We shall have to consider in the next Parliament the position of local government in the light of present day circumstances, but at this stage I think that the position in this respect might well be allowed to rest where it is. I do not think we shall get very much further if we went into the question of why magistrates were appointed and the composition of advisory committees.

The Secretary of State for the Home Department (Mr. Ede)

There was a time when I should have had to declare an interest in this matter because I have been a mayor, the chairman of an urban council and the chairman of a county council, so perhaps I speak with some little bias on the matter and I wish to make that quite clear. We have decided to retain these officers as magistrates because we think that the office they hold is worthy of recognition. I share to some extent the feelings of my hon. Friend the Member for West Leeds (Mr. Pannell) about the qualifications of most of these ladies and gentlemen when they come to the bench for the first time. There are, however, exceptions to the rule. As one who has also been a member of an advisory committee, I know that there is no bigger gamble than appointing anyone to be a magistrate, because some people from whom one has expected most, turn out to be the worst and some of those whose appointment to the bench one has viewed with some degree of hesitation have proved to possess just those qualities which a magistrate requires.

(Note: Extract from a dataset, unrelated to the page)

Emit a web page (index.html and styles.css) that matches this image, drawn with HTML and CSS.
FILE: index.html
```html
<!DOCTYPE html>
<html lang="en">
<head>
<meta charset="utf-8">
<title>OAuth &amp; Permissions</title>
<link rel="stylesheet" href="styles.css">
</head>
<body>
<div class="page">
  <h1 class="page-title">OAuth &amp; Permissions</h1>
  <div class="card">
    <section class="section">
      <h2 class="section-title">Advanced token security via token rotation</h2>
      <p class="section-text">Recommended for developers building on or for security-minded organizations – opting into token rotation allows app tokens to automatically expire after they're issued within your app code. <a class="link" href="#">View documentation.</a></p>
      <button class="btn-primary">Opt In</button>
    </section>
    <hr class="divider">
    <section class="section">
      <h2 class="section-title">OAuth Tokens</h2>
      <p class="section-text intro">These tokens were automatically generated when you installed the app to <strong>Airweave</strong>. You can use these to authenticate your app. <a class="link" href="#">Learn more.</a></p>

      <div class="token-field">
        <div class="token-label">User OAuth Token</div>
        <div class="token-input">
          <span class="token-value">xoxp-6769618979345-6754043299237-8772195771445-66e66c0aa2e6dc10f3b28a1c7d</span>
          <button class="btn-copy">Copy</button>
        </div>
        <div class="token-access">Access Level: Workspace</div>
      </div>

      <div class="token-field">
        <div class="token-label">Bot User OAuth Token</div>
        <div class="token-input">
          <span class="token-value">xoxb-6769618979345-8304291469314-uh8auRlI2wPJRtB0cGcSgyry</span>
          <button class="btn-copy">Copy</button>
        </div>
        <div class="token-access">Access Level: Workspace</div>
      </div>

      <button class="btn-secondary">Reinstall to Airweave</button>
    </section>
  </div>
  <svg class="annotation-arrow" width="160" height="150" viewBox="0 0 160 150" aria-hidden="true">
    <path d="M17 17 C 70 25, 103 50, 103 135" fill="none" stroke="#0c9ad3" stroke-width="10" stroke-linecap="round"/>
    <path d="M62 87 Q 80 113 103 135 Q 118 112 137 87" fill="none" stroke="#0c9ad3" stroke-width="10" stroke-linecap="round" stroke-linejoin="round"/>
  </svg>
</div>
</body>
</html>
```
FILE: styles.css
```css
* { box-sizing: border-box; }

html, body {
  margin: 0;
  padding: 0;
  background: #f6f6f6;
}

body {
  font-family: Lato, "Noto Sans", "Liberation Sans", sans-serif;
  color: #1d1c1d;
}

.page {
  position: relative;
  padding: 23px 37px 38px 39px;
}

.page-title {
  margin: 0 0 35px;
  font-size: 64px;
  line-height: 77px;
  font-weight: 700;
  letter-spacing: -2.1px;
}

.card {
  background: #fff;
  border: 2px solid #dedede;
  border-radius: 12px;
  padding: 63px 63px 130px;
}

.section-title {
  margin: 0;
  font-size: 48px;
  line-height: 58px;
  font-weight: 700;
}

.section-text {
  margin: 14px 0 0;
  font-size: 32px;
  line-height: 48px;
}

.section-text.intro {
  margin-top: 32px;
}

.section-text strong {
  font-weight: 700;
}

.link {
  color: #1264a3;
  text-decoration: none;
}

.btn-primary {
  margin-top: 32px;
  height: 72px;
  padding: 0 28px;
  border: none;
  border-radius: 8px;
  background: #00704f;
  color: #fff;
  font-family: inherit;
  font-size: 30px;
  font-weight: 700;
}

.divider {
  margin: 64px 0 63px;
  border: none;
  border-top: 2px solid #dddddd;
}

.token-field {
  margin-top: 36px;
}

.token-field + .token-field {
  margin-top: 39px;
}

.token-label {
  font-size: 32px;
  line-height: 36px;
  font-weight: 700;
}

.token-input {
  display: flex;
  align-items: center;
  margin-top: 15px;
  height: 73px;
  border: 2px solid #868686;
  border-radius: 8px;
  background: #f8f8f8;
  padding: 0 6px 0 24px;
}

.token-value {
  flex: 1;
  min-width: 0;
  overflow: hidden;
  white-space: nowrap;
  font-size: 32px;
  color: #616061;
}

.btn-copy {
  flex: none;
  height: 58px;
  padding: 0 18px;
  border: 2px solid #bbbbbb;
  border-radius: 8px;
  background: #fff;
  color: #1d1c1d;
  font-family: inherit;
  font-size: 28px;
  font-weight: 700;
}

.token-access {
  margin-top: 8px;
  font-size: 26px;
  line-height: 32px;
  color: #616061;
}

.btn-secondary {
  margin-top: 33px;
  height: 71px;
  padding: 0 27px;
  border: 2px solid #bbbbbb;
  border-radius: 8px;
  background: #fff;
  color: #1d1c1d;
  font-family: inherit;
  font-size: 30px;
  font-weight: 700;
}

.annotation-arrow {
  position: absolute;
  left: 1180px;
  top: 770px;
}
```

My hon. Friend the Member for West Leeds said that there have been certain alterations made in local government in recent years and that it is desirable that we should preserve, so far as we possibly can, the status of local government in the eyes of the community. I believe that this is one of the best ways of doing it. But we have made certain alterations, particularly with regard to mayors. The mayor in future will not be the chairman of the bench and I think that that is a desirable reform. It is not desirable that a newly-appointed magistrate should step immediately into the chair.

Secondly, we have deprived the ex-mayor of the 12 months period as a magistrate that followed his mayoralty. I understand that there has always been some doubt as to exactly what position he occupied during that period. Where there was no borough bench it was unusual for him to sit as a magistrate during a second year, but he could still sign papers and carry on administrative work as a justice.

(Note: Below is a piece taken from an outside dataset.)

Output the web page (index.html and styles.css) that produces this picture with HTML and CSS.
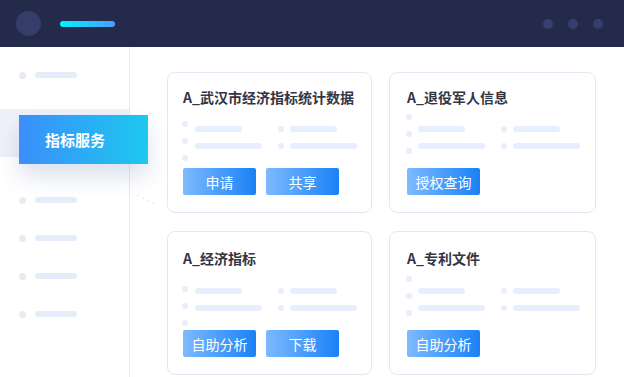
FILE: index.html
```html
<!DOCTYPE html>
<html lang="zh-CN">
<head>
<meta charset="utf-8">
<title>指标服务</title>
<link rel="stylesheet" href="styles.css">
</head>
<body>
<header class="topbar">
  <div class="avatar"></div>
  <div class="logo-bar"></div>
  <div class="top-dots">
    <span class="top-dot"></span>
    <span class="top-dot"></span>
    <span class="top-dot"></span>
  </div>
</header>
<div class="main">
  <aside class="sidebar">
    <div class="side-item first"><span class="side-dot"></span><span class="side-bar"></span></div>
    <div class="side-active">
      <div class="side-button">指标服务</div>
    </div>
    <div class="side-item after-active"><span class="side-dot"></span><span class="side-bar"></span></div>
    <div class="side-item"><span class="side-dot"></span><span class="side-bar"></span></div>
    <div class="side-item"><span class="side-dot"></span><span class="side-bar"></span></div>
    <div class="side-item"><span class="side-dot"></span><span class="side-bar"></span></div>
  </aside>
  <section class="content">
    <div class="trail">
      <span></span><span></span><span></span><span></span>
    </div>
    <div class="grid">
      <div class="card card-a">
        <div class="card-title">A_武汉市经济指标统计数据</div>
        <div class="card-body">
          <div class="dot-col dots-low"><span class="dot"></span><span class="dot"></span><span class="dot"></span></div>
          <div class="bar-col"><span class="bar short"></span><span class="bar long"></span></div>
          <div class="bar-col right"><div class="row"><span class="dot"></span><span class="bar short"></span></div><div class="row"><span class="dot"></span><span class="bar long"></span></div></div>
        </div>
        <div class="actions"><span class="btn">申请</span><span class="btn">共享</span></div>
      </div>
      <div class="card card-b">
        <div class="card-title">A_退役军人信息</div>
        <div class="card-body">
          <div class="dot-col dots-high"><span class="dot"></span><span class="dot"></span><span class="dot"></span></div>
          <div class="bar-col"><span class="bar short"></span><span class="bar long"></span></div>
          <div class="bar-col right"><div class="row"><span class="dot"></span><span class="bar short"></span></div><div class="row"><span class="dot"></span><span class="bar long"></span></div></div>
        </div>
        <div class="actions"><span class="btn">授权查询</span></div>
      </div>
      <div class="card card-a lower">
        <div class="card-title">A_经济指标</div>
        <div class="card-body">
          <div class="dot-col dots-low"><span class="dot"></span><span class="dot"></span><span class="dot"></span></div>
          <div class="bar-col"><span class="bar short"></span><span class="bar long"></span></div>
          <div class="bar-col right"><div class="row"><span class="dot"></span><span class="bar short"></span></div><div class="row"><span class="dot"></span><span class="bar long"></span></div></div>
        </div>
        <div class="actions"><span class="btn">自助分析</span><span class="btn">下载</span></div>
      </div>
      <div class="card card-b lower">
        <div class="card-title">A_专利文件</div>
        <div class="card-body">
          <div class="dot-col dots-high"><span class="dot"></span><span class="dot"></span><span class="dot"></span></div>
          <div class="bar-col"><span class="bar short"></span><span class="bar long"></span></div>
          <div class="bar-col right"><div class="row"><span class="dot"></span><span class="bar short"></span></div><div class="row"><span class="dot"></span><span class="bar long"></span></div></div>
        </div>
        <div class="actions"><span class="btn">自助分析</span></div>
      </div>
    </div>
  </section>
</div>
</body>
</html>
```
FILE: styles.css
```css
* { box-sizing: border-box; }
html, body { margin: 0; padding: 0; }
body {
  width: 624px;
  height: 377px;
  overflow: hidden;
  background: #ffffff;
  font-family: "Noto Sans CJK SC", "Noto Sans", sans-serif;
}

.topbar {
  height: 47px;
  background: #242a4a;
  display: flex;
  align-items: center;
  padding: 0 21px 0 16px;
}
.avatar {
  width: 25px;
  height: 25px;
  border-radius: 50%;
  background: #363d6b;
}
.logo-bar {
  width: 55px;
  height: 6px;
  border-radius: 3px;
  margin-left: 19px;
  background: linear-gradient(90deg, #00f2ff, #4a9bff);
}
.top-dots {
  margin-left: auto;
  display: flex;
  gap: 15px;
}
.top-dot {
  width: 10px;
  height: 10px;
  border-radius: 50%;
  background: #383f6e;
}

.main {
  display: flex;
  height: 330px;
}
.sidebar {
  width: 130px;
  flex: none;
  border-right: 1px solid #e8ebf4;
  padding-top: 9px;
  position: relative;
  z-index: 2;
}
.side-item {
  height: 38px;
  display: flex;
  align-items: center;
  padding-left: 19px;
}
.side-item.after-active { margin-top: 24px; }
.side-dot {
  width: 7px;
  height: 7px;
  border-radius: 50%;
  background: #e7ebf6;
}
.side-bar {
  width: 42px;
  height: 6px;
  border-radius: 3px;
  margin-left: 9px;
  background: #e5edfb;
}
.side-active {
  margin-top: 15px;
  height: 48px;
  width: 129px;
  background: #eff1fa;
  position: relative;
}
.side-button {
  position: absolute;
  left: 19px;
  top: 6px;
  width: 129px;
  height: 49px;
  padding-left: 26px;
  display: flex;
  align-items: center;
  color: #ffffff;
  font-size: 15px;
  font-weight: 700;
  background: linear-gradient(90deg, #3b8ffa, #1cc8ef);
  box-shadow: 0 12px 22px rgba(40, 70, 140, 0.16);
}

.content {
  flex: 1;
  padding: 25px 0 0 37px;
  position: relative;
}
.trail {
  position: absolute;
  left: 7px;
  top: 147px;
  width: 20px;
  height: 12px;
}
.trail span {
  position: absolute;
  width: 2px;
  height: 2px;
  border-radius: 50%;
  background: #eceef3;
}
.trail span:nth-child(1) { left: 0; top: 0; }
.trail span:nth-child(2) { left: 5px; top: 3px; }
.trail span:nth-child(3) { left: 10px; top: 6px; }
.trail span:nth-child(4) { left: 15px; top: 8px; }

.grid {
  display: grid;
  grid-template-columns: 205px 207px;
  grid-template-rows: 141px 144px;
  column-gap: 17px;
  row-gap: 18px;
}
.card {
  border: 1px solid #e6e7f5;
  border-radius: 8px;
  padding: 14px 15px 0 15px;
  background: #ffffff;
}
.card-b { padding-left: 17px; }
.card.lower { padding-top: 16px; }

.card-title {
  font-size: 14px;
  line-height: 20px;
  font-weight: 700;
  color: #333544;
  white-space: nowrap;
}

.card-body {
  height: 61px;
  display: flex;
  align-items: flex-start;
}
.lower .card-body { height: 62px; }
.dot-col {
  display: flex;
  flex-direction: column;
  gap: 11px;
  margin-left: -1px;
}
.dots-low { padding-top: 14px; }
.dots-high { padding-top: 7px; }
.lower .dots-low { padding-top: 18px; }
.lower .dots-high { padding-top: 8px; }
.dot {
  width: 6px;
  height: 6px;
  border-radius: 50%;
  background: #e7eefb;
  flex: none;
}
.bar-col {
  display: flex;
  flex-direction: column;
  gap: 11px;
  padding-top: 19px;
  margin-left: 7px;
}
.lower .bar-col { padding-top: 20px; }
.card-b .bar-col { margin-left: 6px; }
.bar-col.right { margin-left: 16px; }
.row {
  display: flex;
  align-items: center;
  gap: 6px;
}
.bar {
  height: 6px;
  border-radius: 3px;
  background: #e6effd;
}
.bar.short { width: 47px; }
.bar.long { width: 67px; }

.actions {
  display: flex;
  gap: 10px;
}
.btn {
  width: 73px;
  height: 27px;
  border-radius: 2px;
  display: flex;
  align-items: center;
  justify-content: center;
  color: #ffffff;
  font-size: 14px;
  background: linear-gradient(90deg, #7dbaff, #1a81f6);
}
```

I think it is desirable that these public officers should find their office carrying this distinction, but it must be borne in mind that if an unsuitable mayor or chairman is elected the Lord Chancellor has the power, which he has exercised in quite recent years, to prevent him from sitting on the bench. With the reforms we have in this Measure regarding the position of the mayor, and having regard to the power of the Lord Chancellor in the matter, I think we can safely leave these few people on the bench. They bring to the deliberations of the justices a knowledge of the district which is useful. I hope that the Committee will feel that we have removed the worst anomalies in connection with this matter and that what remains, in view of the general size of a bench, does not amount to so much that we need regard the arrangements we are now making with anything other than favour.

Mr. Logan (Liverpool, Scotland)

May I suggest to the Home Secretary with regard to Clause 4, paragraph (a), that Clause 5 would certainly cover it—

The Deputy-Chairman

We are discussing whether Clause 2 should stand part of the Bill. I have said nothing yet about Clause 4. It may come later.

Mr. Logan

With all due respect, Mr. Deputy-Chairman, the Minister was speaking about exceptions being made, and I thought that I could intervene.

Question put, and agreed to.

Clause ordered to stand part of the Bill.